3. The method of claim 2 , wherein determining an initial template comprises:
down-sampling the initial ROI to the specified size; and
determining a color gradient of the down-sampled initial ROI.
4. The method of claim 3 , further comprising determining a color descriptor of the down-sampled initial ROI.
5. The method of claim 4 , wherein identifying a first region of the first frame comprises:
identifying a temporary region of the first frame corresponding to the initial ROI of the initial frame; and
overscanning the temporary region.
6. The method of claim 5 , wherein the cost function is based on a congruence between the initial template and each n-by-n sub-region of the first frame's first region, wherein ‘n’ indicates the amount of overscan of the temporary region.
7. The method of claim 6 , wherein determining a second metric value for each of the putative ROIs comprises, for each putative ROI:
selecting a region centered about the first location, the region having a size;
converting the region to the specified size;
finding an edge map of the converted region; and
finding a value indicative of the congruence between the initial template and the edge map of the converted region.
8. The method of 1 , further comprising:
determining a first edge map of the first frame based on the first ROI;
combining the first edge map with a plurality of other edge maps to generate an updated template, wherein each of the plurality of other edge maps corresponds to an ROI of a different frame from the temporal sequence of frames, each of the plurality of other frames arriving earlier in the temporal sequence of frames than the first frame; and
using the updated template as the initial template when evaluating a next frame from the temporal sequence of frames, the next frame arriving later in the temporal sequence of frames than the first frame.

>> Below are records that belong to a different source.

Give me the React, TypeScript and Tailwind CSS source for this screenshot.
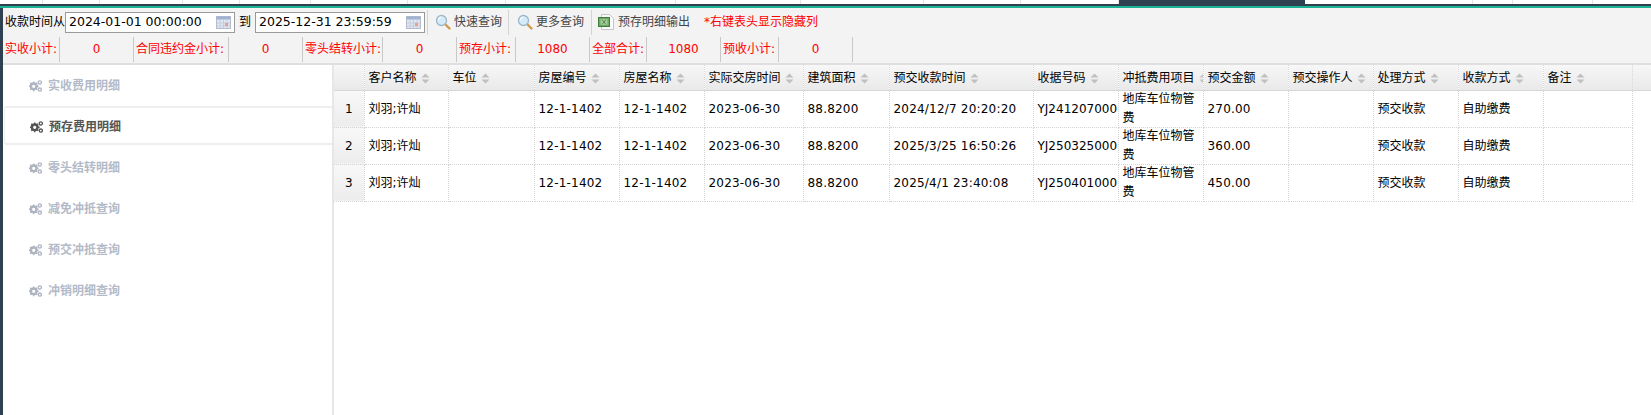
const latin = "font-['DejaVu_Sans','Noto_Sans_CJK_SC',sans-serif]";

function Sort() {
  return (
    <svg width="9" height="11" viewBox="0 0 9 11" className="ml-[4px] inline-block shrink-0">
      <path d="M4.5 0.5 L8.5 4.5 H0.5 Z M0.5 6.5 H8.5 L4.5 10.5 Z" fill="#c0c0c0" />
    </svg>
  );
}

function Calendar() {
  return (
    <svg width="15" height="13" viewBox="0 0 15 13" className="shrink-0">
      <rect x="0.5" y="0.5" width="14" height="12" fill="#dfe6f2" stroke="#b4bccb" />
      <rect x="0.5" y="0.5" width="14" height="3" fill="#9fb2d2" />
      <path d="M4 4v8M7.5 4v8M11 4v8M1 7h13M1 10h13" stroke="#c5cede" />
      <rect x="9" y="7" width="3" height="3" fill="#e8a08c" />
    </svg>
  );
}

function Magnifier() {
  return (
    <svg width="16" height="16" viewBox="0 0 16 16" className="shrink-0">
      <path d="M9.5 9.5 L14.5 14.5" stroke="#d09a4a" strokeWidth="2.4" strokeLinecap="round" />
      <circle cx="6.5" cy="6.5" r="5" fill="#d4ecf8" stroke="#9db7c8" strokeWidth="1.3" />
      <path d="M3.5 6 a3 3 0 0 1 3-3" stroke="#ffffff" strokeWidth="1.2" fill="none" />
    </svg>
  );
}

function Excel() {
  return (
    <svg width="17" height="16" viewBox="0 0 17 16" className="shrink-0">
      <path d="M3.5 0.5 H11.5 L15.5 4.5 V15.5 H3.5 Z" fill="#fafafa" stroke="#c6c6c6" />
      <rect x="0.5" y="3.5" width="11" height="9" fill="#6fa866" stroke="#3f7d3a" />
      <path d="M2.5 6h7M2.5 8h7M2.5 10h7" stroke="#dcebd6" />
      <path d="M4 5.5l4 5M8 5.5l-4 5" stroke="#3f7d3a" strokeWidth="0.8" />
    </svg>
  );
}

function Gears({ dark }: { dark?: boolean }) {
  const c = dark ? "#555555" : "#aeb5c1";
  return (
    <svg width="13" height="12" viewBox="0 0 13 12" className="shrink-0">
      <circle cx="4.7" cy="6.3" r="2.8" fill="none" stroke={c} strokeWidth="2.4" />
      <path d="M4.7 1.4v1.6M4.7 9.6v1.6M-0.2 6.3h1.6M8 6.3h1.6M1.3 2.9l1.1 1.1M7 8.6l1.1 1.1M1.3 9.7l1.1-1.1M7 4l1.1-1.1" stroke={c} strokeWidth="1.5" />
      <circle cx="10.8" cy="2.4" r="1.6" fill="none" stroke={c} strokeWidth="1.3" />
      <circle cx="10.8" cy="9.6" r="1.6" fill="none" stroke={c} strokeWidth="1.3" />
    </svg>
  );
}

function DateBox({ value }: { value: string }) {
  return (
    <div className="flex h-[21px] w-[170px] items-center justify-between border border-[#9a9a9a] bg-white pl-[3px] pr-[3px]">
      <span className="text-[12.5px] leading-none text-black">{value}</span>
      <Calendar />
    </div>
  );
}

function ToolBtn({ icon, label, w }: { icon: React.ReactNode; label: string; w: string }) {
  return (
    <div className={`flex h-[25px] items-center gap-[3px] border-l border-[#d4d4d4] ${w}`}>
      {icon}
      <span className="text-xs text-[#444]">{label}</span>
    </div>
  );
}

const stats: [string, string, string][] = [
  ["实收小计:", "0", "w-[57px]"],
  ["合同违约金小计:", "0", "w-[95px]"],
  ["零头结转小计:", "0", "w-[80px]"],
  ["预存小计:", "1080", "w-[59px]"],
  ["全部合计:", "1080", "w-[57px]"],
  ["预收小计:", "0", "w-[58px]"],
];

const menu = ["实收费用明细", "预存费用明细", "零头结转明细", "减免冲抵查询", "预交冲抵查询", "冲销明细查询"];

const cols: [string, string][] = [
  ["客户名称", "w-[84px]"],
  ["车位", "w-[86px]"],
  ["房屋编号", "w-[85px]"],
  ["房屋名称", "w-[85px]"],
  ["实际交房时间", "w-[99px]"],
  ["建筑面积", "w-[86px]"],
  ["预交收款时间", "w-[144px]"],
  ["收据号码", "w-[85px]"],
  ["冲抵费用项目", "w-[85px]"],
  ["预交金额", "w-[85px]"],
  ["预交操作人", "w-[85px]"],
  ["处理方式", "w-[85px]"],
  ["收款方式", "w-[85px]"],
  ["备注", "w-[89px]"],
];

const rows = [
  ["2024/12/7 20:20:20", "YJ241207000", "270.00"],
  ["2025/3/25 16:50:26", "YJ250325000", "360.00"],
  ["2025/4/1 23:40:08", "YJ250401000", "450.00"],
];

const cell = "border-r border-b border-dotted border-[#d4d4d4] p-0 pl-[4px]";
const num = "tracking-[0.2px]";
const head = "border-r border-b border-dotted border-r-[#d8d8d8] border-b-[#d8d8d8] [border-bottom-style:solid] p-0";

export default function App() {
  const tabLines = ["w-[43px]", "w-[57px]", "w-[83px]", "w-[57px]", "w-[71px]", "w-[97px]", "w-[98px]", "w-[170px]", "w-[125px]", "w-[123px]", "w-[97px]", "w-[98px]"];
  return (
    <div className={`flex h-[415px] w-[1651px] flex-col overflow-hidden bg-white ${latin}`}>
      <div className="flex h-[4px] shrink-0">
        {tabLines.map((w, i) => (
          <div key={i} className={`${w} border-r border-[#e4e4e4]`} />
        ))}
        <div className="w-[186px] bg-[#2f4050]" />
        <div className="w-[168px] border-r border-[#e4e4e4]" />
        <div className="w-[40px] border-r border-[#e4e4e4]" />
        <div className="w-[80px] border-r border-[#e4e4e4]" />
      </div>
      <div className="h-[2px] shrink-0 bg-[#2f4050]" />
      <div className="h-[2px] shrink-0 bg-[#1ab394]" />
      <div className="flex min-h-0 flex-1">
        <div className="w-[3px] shrink-0 bg-[#2f4050]" />
        <div className="flex min-w-0 flex-1 flex-col">
          <div className="flex h-[28px] shrink-0 items-center bg-[#f3f3f3] pl-[2px]">
            <span className="w-[60px] whitespace-nowrap text-xs text-black">收款时间从</span>
            <DateBox value="2024-01-01 00:00:00" />
            <span className="w-[20px] text-center text-xs text-black">到</span>
            <DateBox value="2025-12-31 23:59:59" />
            <div className="w-[2px]" />
            <ToolBtn icon={<Magnifier />} label="快速查询" w="w-[81px] pl-[7px]" />
            <ToolBtn icon={<Magnifier />} label="更多查询" w="w-[83px] pl-[8px]" />
            <ToolBtn icon={<Excel />} label="预存明细输出" w="w-[113px] pl-[6px]" />
            <span className="text-xs text-[#ff0000]">*右键表头显示隐藏列</span>
          </div>
          <div className="flex h-[29px] shrink-0 items-start border-b-2 border-[#dfdfdf] bg-[#f3f3f3] pt-[1px]">
            {stats.map(([label, value, lw]) => (
              <div key={label} className="flex h-[25px] items-center">
                <span className={`${lw} whitespace-nowrap border-r border-[#c8c8c8] pl-[2px] text-xs leading-[25px] text-[#ff0000]`}>{label}</span>
                <span className="w-[74px] border-r border-[#c8c8c8] text-center text-xs leading-[25px] text-[#ff0000]">{value}</span>
              </div>
            ))}
          </div>
          <div className="flex min-h-0 flex-1">
            <div className="w-[331px] shrink-0 border-r-2 border-[#e7e7e7]">
              {menu.map((m, i) => (
                <div
                  key={m}
                  className={
                    i === 1
                      ? "mb-[2px] ml-[1px] flex h-[39px] items-center rounded-l-[3px] border border-y-2 border-r-0 border-[#eeeeee] pl-[25px] pt-[2px]"
                      : "flex h-[41px] items-center pl-[26px]"
                  }
                >
                  <Gears dark={i === 1} />
                  <span className={`ml-[6px] text-xs font-bold ${i === 1 ? "text-[#555]" : "text-[#b3bac8]"}`}>{m}</span>
                </div>
              ))}
            </div>
            <div className="min-w-0 flex-1">
              <table className="w-full table-fixed border-collapse text-xs text-black">
                <thead>
                  <tr className="h-[25px] bg-gradient-to-b from-[#f7f7f7] to-[#e9e9e9]">
                    <th className={`w-[30px] ${head}`} />
                    {cols.map(([name, w]) => (
                      <th key={name} className={`${w} overflow-hidden ${head} pl-[4px] text-left font-normal`}>
                        <div className="flex items-center whitespace-nowrap pt-[2px]">
                          {name}
                          <Sort />
                        </div>
                      </th>
                    ))}
                    <th className="border-b border-[#d8d8d8] p-0" />
                  </tr>
                </thead>
                <tbody>
                  {rows.map(([time, no, amt], i) => (
                    <tr key={no} className="h-[37px]">
                      <td className="border-r border-b border-dotted border-[#d4d4d4] bg-gradient-to-b from-[#f8f8f8] to-[#ececec] p-0 text-center">{i + 1}</td>
                      <td className={cell}>刘羽;许灿</td>
                      <td className={cell} />
                      <td className={`${cell} ${num}`}>12-1-1402</td>
                      <td className={`${cell} ${num}`}>12-1-1402</td>
                      <td className={`${cell} ${num}`}>2023-06-30</td>
                      <td className={`${cell} ${num}`}>88.8200</td>
                      <td className={`${cell} ${num}`}>{time}</td>
                      <td className={`${cell} whitespace-nowrap`}>{no}</td>
                      <td className={cell}>
                        <div className="-my-[1px] leading-[19px]">地库车位物管费</div>
                      </td>
                      <td className={`${cell} ${num}`}>{amt}</td>
                      <td className={cell} />
                      <td className={cell}>预交收款</td>
                      <td className={cell}>自助缴费</td>
                      <td className={cell} />
                      <td className="p-0" />
                    </tr>
                  ))}
                </tbody>
              </table>
            </div>
          </div>
        </div>
      </div>
    </div>
  );
}
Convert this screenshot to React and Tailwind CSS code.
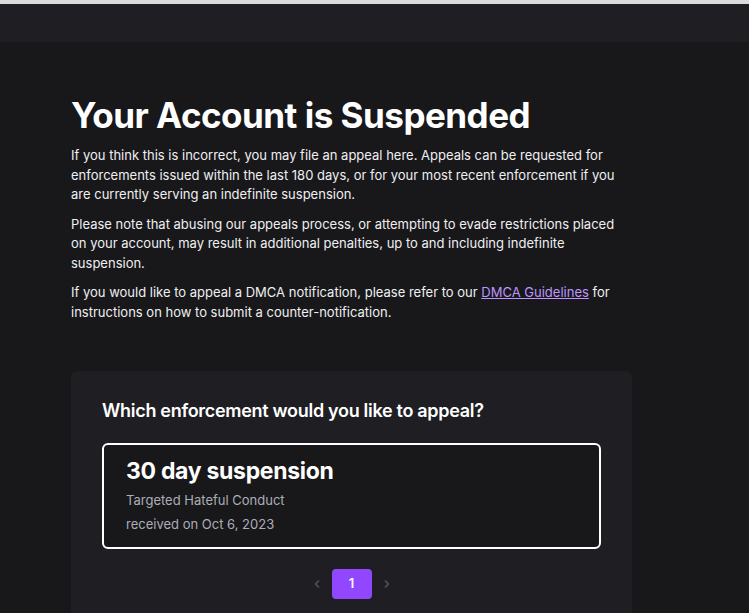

9. An object tracking digital image capture unit, comprising:
an image sensor;
a lens system configured to focus light from a scene onto the image sensor;
a memory communicatively coupled to the image sensor and configured to store multiple images from the image sensor; and
one or more processors coupled to the lens system and the memory, the one or more processors configured for—
receiving an initial frame from a temporal sequence of frames, the initial frame having an initial region-of-interest (ROI), every ROI having a size and location;
determining an initial template of the initial frame based on the initial ROI and a specified size;
receiving a first frame from the temporal sequence of frames, the first frame arriving later in the temporal sequence of frames than the initial frame;
identifying a first region of the first frame based on the initial ROI;
finding a first plurality of first metric values based on the first region and a cost function;
determining a first location of a first ROI of the first frame based on the plurality of first metric values;
determining a second plurality of putative ROIs for the first frame, each putative ROI having a different size and centered at the first location;
determining a second metric value for each of the putative ROIs; and
selecting one of the putative ROIs as the first frame's first ROI based on the second metric values.
10. The digital image capture unit of claim 9 , wherein the initial ROI comprises less than the entire initial frame.
11. The digital image capture unit of claim 10 , wherein determining an initial template comprises:
down-sampling the initial ROI to the specified size; and
determining a color gradient of the down-sampled initial ROI.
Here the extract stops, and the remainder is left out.